* begin EXERCISE INPUTS *

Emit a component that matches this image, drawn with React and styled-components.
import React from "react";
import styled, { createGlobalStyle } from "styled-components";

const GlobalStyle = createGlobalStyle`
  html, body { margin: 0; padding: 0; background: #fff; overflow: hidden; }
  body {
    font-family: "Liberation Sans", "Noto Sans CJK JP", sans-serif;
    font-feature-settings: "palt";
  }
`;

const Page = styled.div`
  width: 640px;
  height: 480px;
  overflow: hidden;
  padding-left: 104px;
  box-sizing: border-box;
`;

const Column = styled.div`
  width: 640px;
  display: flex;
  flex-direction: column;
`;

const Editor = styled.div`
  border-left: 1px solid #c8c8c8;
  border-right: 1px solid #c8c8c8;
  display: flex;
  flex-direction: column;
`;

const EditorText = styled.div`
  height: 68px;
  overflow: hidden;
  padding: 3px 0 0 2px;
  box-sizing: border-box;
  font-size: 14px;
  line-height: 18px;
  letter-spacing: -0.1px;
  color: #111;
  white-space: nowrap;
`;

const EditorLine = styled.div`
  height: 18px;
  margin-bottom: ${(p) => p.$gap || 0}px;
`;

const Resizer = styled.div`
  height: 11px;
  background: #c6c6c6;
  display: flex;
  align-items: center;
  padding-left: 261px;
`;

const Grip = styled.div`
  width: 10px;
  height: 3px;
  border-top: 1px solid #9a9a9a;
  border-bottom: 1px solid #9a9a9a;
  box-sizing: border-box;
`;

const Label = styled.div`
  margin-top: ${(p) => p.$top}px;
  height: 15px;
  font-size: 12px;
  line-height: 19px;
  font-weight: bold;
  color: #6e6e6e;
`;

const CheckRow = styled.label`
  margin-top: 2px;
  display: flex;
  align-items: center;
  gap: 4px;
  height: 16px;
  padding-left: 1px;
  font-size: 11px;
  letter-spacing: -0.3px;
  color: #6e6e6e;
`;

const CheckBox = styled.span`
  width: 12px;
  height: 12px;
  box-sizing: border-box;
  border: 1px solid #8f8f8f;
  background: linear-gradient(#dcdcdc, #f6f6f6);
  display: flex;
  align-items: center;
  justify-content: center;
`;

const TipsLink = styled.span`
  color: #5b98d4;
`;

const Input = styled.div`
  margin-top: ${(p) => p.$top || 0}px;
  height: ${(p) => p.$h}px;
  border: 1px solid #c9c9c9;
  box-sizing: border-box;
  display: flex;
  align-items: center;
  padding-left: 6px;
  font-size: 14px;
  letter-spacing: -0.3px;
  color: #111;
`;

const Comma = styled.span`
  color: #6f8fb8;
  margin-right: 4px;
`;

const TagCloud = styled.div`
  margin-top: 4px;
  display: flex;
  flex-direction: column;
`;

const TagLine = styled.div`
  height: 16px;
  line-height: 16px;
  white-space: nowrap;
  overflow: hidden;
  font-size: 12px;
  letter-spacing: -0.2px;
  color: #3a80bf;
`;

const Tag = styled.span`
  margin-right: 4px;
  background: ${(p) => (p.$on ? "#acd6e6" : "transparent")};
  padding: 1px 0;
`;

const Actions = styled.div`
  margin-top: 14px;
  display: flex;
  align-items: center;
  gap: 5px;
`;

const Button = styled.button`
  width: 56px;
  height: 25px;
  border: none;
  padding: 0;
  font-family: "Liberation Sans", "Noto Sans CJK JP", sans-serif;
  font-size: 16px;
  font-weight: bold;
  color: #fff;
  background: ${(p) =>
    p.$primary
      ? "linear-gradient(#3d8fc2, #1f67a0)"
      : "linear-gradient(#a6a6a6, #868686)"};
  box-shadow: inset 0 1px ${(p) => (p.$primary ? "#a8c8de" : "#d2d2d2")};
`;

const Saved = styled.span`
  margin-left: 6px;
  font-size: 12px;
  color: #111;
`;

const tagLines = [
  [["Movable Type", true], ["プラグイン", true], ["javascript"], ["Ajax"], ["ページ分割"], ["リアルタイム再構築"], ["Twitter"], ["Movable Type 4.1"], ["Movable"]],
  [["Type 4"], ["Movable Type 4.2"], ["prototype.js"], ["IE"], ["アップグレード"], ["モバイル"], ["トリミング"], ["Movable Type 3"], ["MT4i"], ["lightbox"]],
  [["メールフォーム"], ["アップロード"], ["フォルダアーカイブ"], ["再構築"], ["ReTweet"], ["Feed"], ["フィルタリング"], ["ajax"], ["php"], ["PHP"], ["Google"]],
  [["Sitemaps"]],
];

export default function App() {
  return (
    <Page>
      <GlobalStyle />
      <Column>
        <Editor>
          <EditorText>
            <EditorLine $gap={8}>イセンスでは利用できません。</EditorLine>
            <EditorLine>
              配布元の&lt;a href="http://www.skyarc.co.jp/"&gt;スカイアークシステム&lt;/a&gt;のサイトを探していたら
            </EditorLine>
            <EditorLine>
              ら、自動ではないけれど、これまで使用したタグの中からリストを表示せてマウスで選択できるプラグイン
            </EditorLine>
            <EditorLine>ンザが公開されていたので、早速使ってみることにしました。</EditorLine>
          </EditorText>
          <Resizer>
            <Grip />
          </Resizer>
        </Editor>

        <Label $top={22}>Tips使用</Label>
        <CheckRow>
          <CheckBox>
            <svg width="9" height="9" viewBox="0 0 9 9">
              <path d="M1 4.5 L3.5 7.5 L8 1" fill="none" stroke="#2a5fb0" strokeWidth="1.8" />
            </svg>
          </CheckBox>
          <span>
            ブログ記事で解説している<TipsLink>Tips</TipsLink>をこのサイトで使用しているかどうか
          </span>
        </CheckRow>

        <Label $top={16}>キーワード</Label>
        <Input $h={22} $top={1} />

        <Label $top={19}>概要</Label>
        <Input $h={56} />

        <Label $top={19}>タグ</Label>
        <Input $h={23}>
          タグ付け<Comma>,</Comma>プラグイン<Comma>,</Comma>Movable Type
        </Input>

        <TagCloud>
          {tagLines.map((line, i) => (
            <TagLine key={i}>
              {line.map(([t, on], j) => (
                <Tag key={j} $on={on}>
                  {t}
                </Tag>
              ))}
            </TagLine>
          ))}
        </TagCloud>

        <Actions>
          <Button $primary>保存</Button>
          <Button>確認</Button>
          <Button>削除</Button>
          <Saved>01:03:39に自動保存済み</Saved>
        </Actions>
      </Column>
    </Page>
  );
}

* end EXERCISE INPUTS *
* begin EXERCISE INPUTS *

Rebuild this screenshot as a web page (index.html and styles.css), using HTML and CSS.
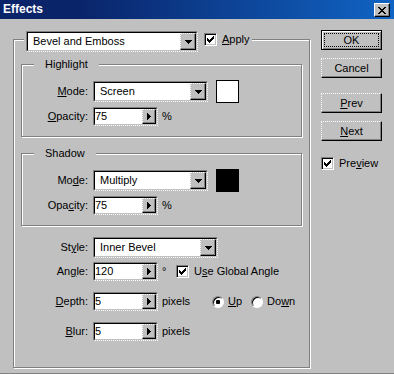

* end EXERCISE INPUTS *
* begin EXERCISE INPUTS *

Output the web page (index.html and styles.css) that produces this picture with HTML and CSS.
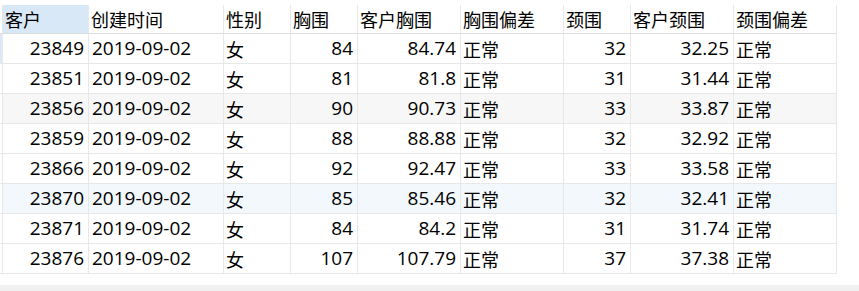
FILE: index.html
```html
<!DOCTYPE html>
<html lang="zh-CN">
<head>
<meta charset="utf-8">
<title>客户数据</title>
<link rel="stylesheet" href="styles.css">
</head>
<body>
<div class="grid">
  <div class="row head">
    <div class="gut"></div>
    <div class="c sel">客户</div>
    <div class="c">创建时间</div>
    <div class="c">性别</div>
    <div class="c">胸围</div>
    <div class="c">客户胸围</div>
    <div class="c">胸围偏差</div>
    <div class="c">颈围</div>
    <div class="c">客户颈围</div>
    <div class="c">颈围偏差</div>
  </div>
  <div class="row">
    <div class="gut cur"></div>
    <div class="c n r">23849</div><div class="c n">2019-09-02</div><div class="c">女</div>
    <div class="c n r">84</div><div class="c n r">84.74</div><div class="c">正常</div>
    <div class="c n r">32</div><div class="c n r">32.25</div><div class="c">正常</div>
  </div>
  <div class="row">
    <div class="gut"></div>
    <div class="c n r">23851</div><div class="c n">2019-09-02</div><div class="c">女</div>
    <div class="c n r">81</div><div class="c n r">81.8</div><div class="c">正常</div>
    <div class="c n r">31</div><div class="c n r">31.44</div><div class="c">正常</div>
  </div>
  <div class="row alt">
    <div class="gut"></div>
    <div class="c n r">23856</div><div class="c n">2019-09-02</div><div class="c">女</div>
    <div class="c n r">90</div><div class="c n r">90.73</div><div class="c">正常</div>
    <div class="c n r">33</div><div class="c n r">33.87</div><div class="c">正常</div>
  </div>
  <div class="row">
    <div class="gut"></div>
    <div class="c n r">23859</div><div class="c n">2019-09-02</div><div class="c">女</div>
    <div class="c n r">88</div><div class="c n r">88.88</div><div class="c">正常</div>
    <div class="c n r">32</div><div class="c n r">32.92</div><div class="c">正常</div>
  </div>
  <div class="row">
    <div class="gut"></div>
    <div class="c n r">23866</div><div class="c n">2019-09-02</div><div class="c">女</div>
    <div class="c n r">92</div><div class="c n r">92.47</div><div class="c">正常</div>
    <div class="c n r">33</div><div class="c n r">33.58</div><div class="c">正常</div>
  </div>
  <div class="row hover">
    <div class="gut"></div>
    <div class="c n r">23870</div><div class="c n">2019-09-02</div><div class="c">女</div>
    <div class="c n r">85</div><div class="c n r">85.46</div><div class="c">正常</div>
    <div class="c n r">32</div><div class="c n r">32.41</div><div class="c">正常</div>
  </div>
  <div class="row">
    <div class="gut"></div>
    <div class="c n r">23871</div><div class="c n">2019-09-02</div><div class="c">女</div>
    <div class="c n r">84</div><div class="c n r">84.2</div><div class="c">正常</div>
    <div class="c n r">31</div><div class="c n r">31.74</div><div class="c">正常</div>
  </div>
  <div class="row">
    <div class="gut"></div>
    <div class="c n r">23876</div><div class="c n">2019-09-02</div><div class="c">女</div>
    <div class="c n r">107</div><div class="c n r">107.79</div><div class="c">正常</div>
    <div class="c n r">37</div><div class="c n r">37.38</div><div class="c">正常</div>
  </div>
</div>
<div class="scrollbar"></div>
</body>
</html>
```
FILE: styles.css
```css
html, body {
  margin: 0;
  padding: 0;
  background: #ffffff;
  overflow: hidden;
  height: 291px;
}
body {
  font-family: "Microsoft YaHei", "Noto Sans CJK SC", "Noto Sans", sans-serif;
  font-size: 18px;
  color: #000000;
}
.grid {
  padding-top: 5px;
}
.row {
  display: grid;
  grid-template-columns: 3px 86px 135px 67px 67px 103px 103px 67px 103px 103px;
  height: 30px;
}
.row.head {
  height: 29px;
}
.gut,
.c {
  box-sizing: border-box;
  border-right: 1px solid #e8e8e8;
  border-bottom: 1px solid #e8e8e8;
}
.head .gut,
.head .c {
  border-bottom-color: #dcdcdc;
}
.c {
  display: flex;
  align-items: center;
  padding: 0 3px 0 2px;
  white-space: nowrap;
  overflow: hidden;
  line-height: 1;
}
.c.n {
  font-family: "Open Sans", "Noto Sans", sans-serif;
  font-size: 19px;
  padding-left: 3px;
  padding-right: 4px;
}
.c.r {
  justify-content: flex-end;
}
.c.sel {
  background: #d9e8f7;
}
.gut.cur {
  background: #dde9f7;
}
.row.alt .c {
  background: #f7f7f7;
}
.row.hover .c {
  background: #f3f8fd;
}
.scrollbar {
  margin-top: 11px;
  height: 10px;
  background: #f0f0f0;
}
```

* end EXERCISE INPUTS *

◆ **EXERCISE OBJECTIVE**
Consider the entries above and return each line with the string "that".

◆ **CORRECT RESULT**
Emit a component that matches this image, drawn with React and styled-components.
Output the web page (index.html and styles.css) that produces this picture with HTML and CSS.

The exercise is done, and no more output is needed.